La vida de Kenneth Biros resultó imperfecta. En 51 años de existencia nunca destacó por nada que no fueran sus ansias de beber y sus memorables borracheras en lúgubres bares del Estados Unidos más profundo. Fue un individuo disfuncional, alguien entre gris y color ceniza, una pieza sin encaje.
De los muchos errores que cometió, el más grave es el que le llevó a asesinar a Tami Engstrom en 1991. Ese día los dos estaban ebrios y los cuchillos muy afilados. Biros la descuartizó, pero tampoco eso lo hizo bien porque los restos del cadáver que esparció entre Pensilvania y Ohio fueron encontrados rápidamente y le incriminaron sin ningún lugar a dudas.
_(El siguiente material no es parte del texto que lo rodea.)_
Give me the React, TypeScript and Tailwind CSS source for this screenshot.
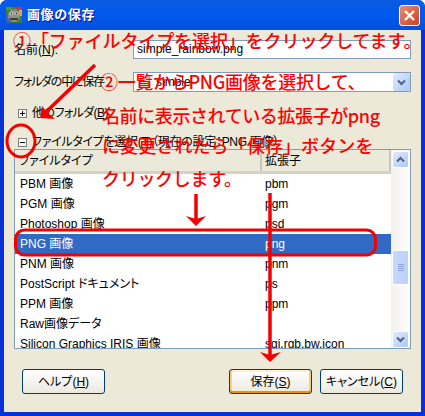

Desde que ingresó en el penal de Lucasville sabía que le ejecutarían y que, siguiendo el guión de su errática biografía, difícilmente la conmutarían la pena por una cadena perpetua. Su única satisfacción llegó cuando le informaron de que moriría con una inyección de tipentato de sodio. En vez de agonizar durante horas como ha sucedido al resto de los reos condenados a la pena capital o discutir con sus vergudos sobre cuál era la vena por donde debían clavearle la aguja, él tendría por primera vez el privilegio de tener una muerte perfecta gracias a la simplifacación de la dosis letal. Le bastaron diez minutos para desaparecer. Por fin, algo salía bien en la vida de Kenneth Biros. Tan orgulloso estaba de ello que pidió comunicárselo a su presidente, pero los funciarios le informaron de que no podían atender su última voluntad. Obama estaba en ese momento camino de Oslo para recoger el Nobel de la Paz.